May 15, 2016 Pastor’s Corner

Every four years, The United Methodist Church convenes a ‘General Conference.’ Currrently, 864 delegates —half of them clergy and half laity — are gathered in Portland, Oregon, for General Conference 2016. The clergy delegate for our Yellowstone Conference is our associate pastor, Tyler Amundson.  The delegates are considering more than 1000 petitions that will order the work of our churches, pastors, and agencies, and set official positions on a variety of subjects.
 

Some highlights from previous General Conferences

Through the years, during General Conferences, Methodists have made decisions about the life of the church, and social issues. Sometimes we have been a leading voice. Other times we have been a bit slower in our decision-making.

            Abolishment of slavery: Slavery was a social topic discussed by The Methodist Episcopal Church almost from the very beginning. Many saw the evil of slavery, and a Committee on Slavery reported to General Conference through the early 19th century. At General Conference of 1800, The Methodist Episcopal Church issued a pastoral letter on abolishing slavery, and passed legislation further reinforcing their rules that no Methodist preacher should be a slaveholder or slave trader. Slavery wouldn’t be abolished in the United States until 1865.

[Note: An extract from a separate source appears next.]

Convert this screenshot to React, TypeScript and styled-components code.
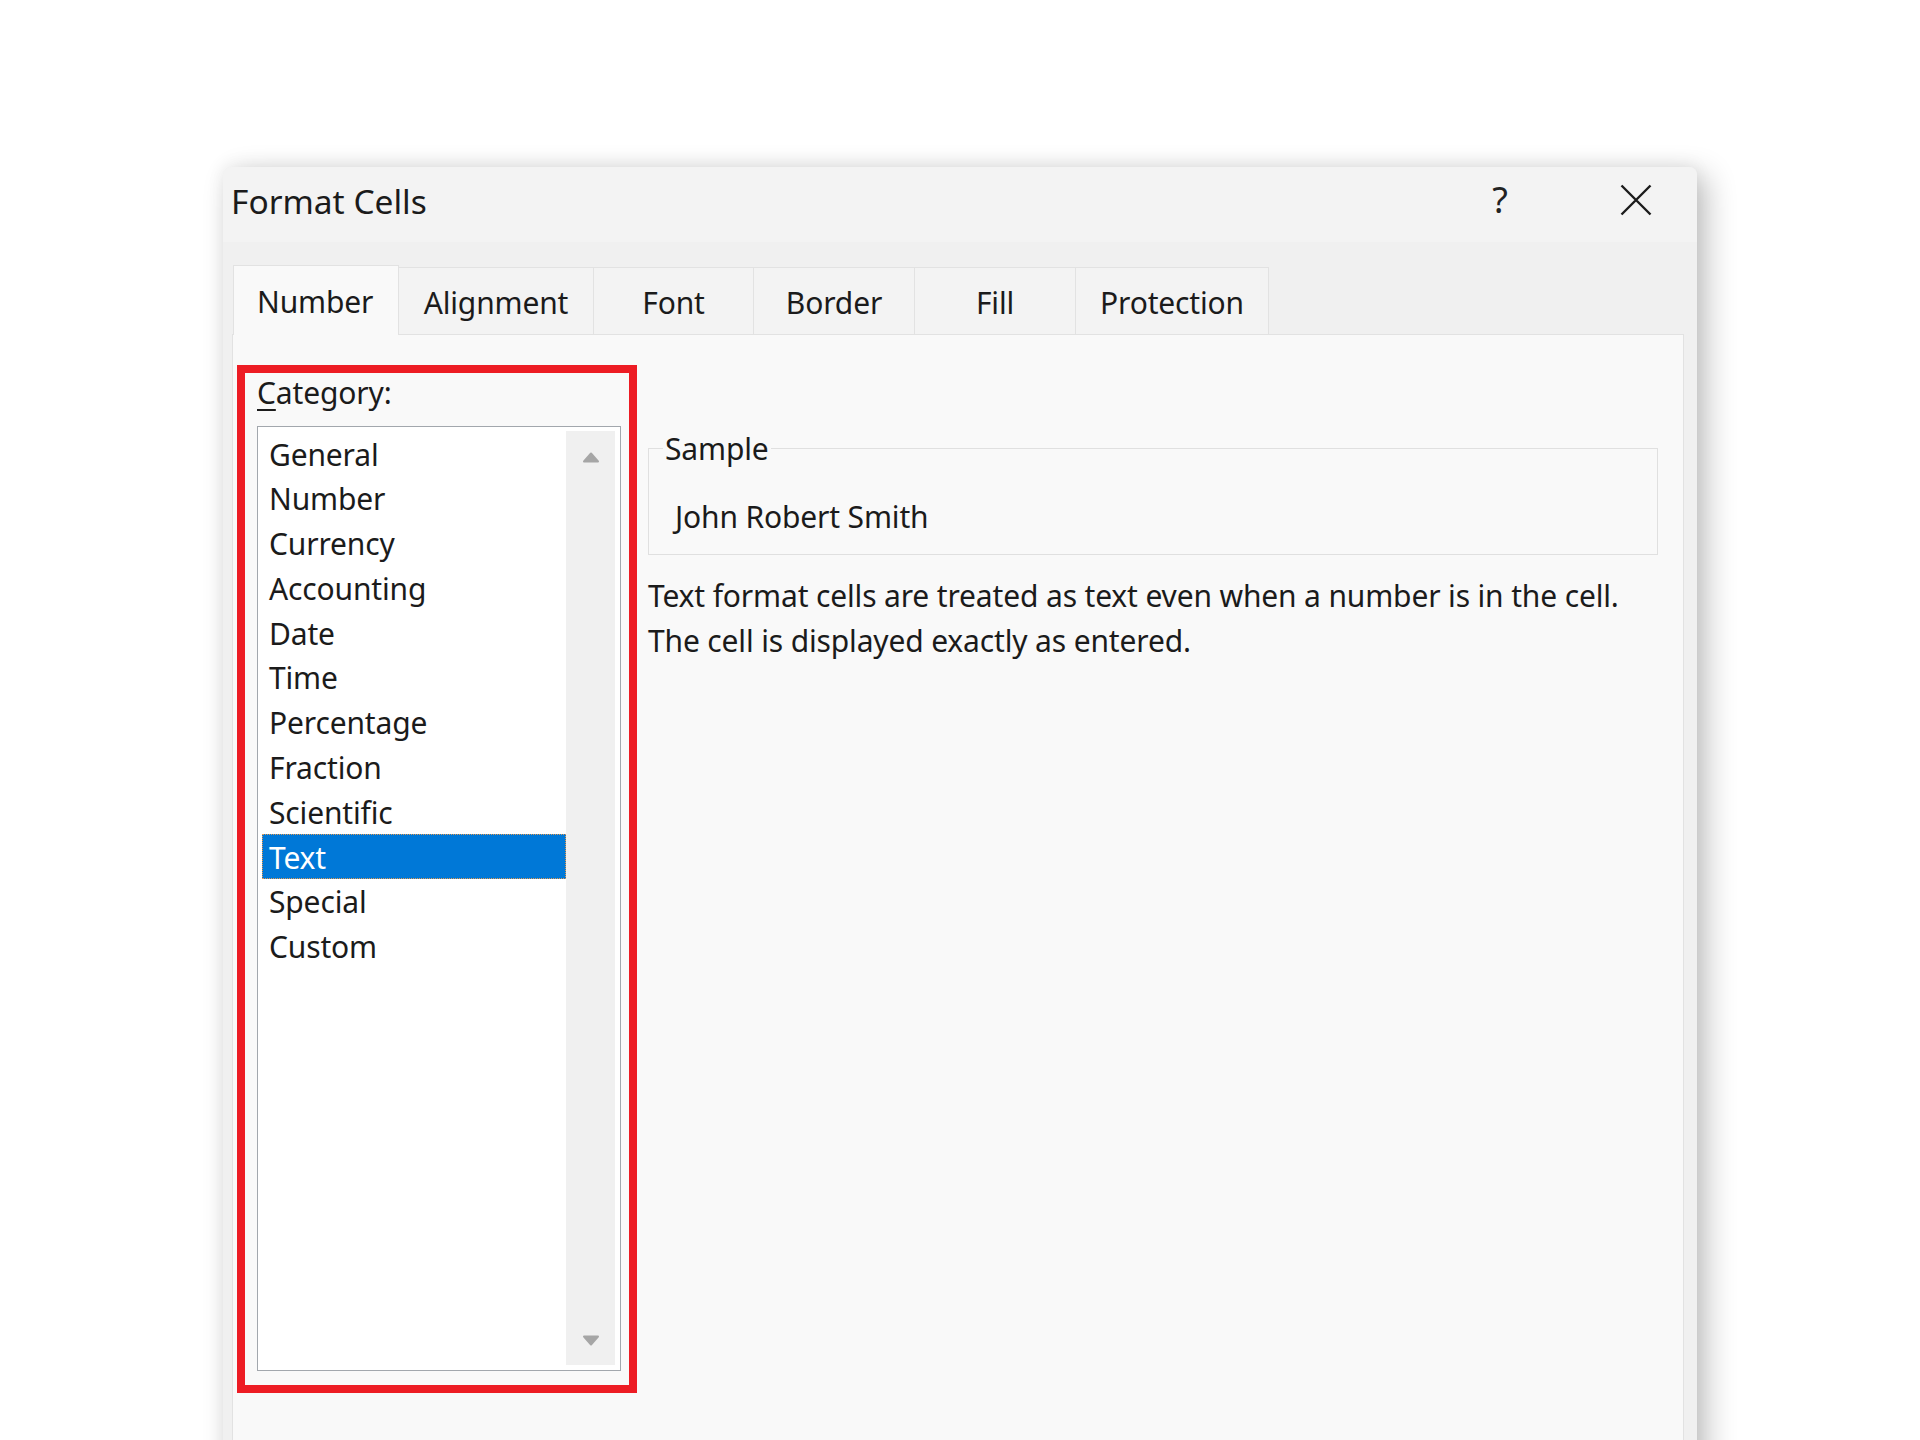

            Women clergy: Though the church had appointed women as class leaders from the time of John Wesley, and ordained women as early as 1866, it wasn’t until General Conference of 1956 that women received full clergy rights in The Methodist Church. This year’s General Conference will recognize the 60th anniversary of that decision.

            Education: In the early 1980s, several United Methodist bishops from Africa dreamed of a university that would educate young people from all over Africa. Working with the General Board of Higher Education and Ministry, they brought the idea before the 1988 General Conference where it was overwhelmingly accepted, and Africa University  (AU) was established. AU, the first private university in Zimbabwe, has graduated more than 4,000 students.

            Global health: The 2008 General Conference showed the commitment of The United Methodist Church to global health with the establishment of Imagine No Malaria. This was part of an international effort to eradicate Malaria. Nearly $75 million have been raised and used to purchase mosquito nets, fund health facilities, train medical providers, and so much more.

            The week to come is when most of the major decisions of General Conference will be made.  You can follow GC activities through the UMC website (www.umc.org/topics/general-conference-2016) or get a more personal view through Pastor Tyler’s blog (easy access through our website at www.stpaulshelena.org)

Please keep Tyler and the other delegates in your prayers!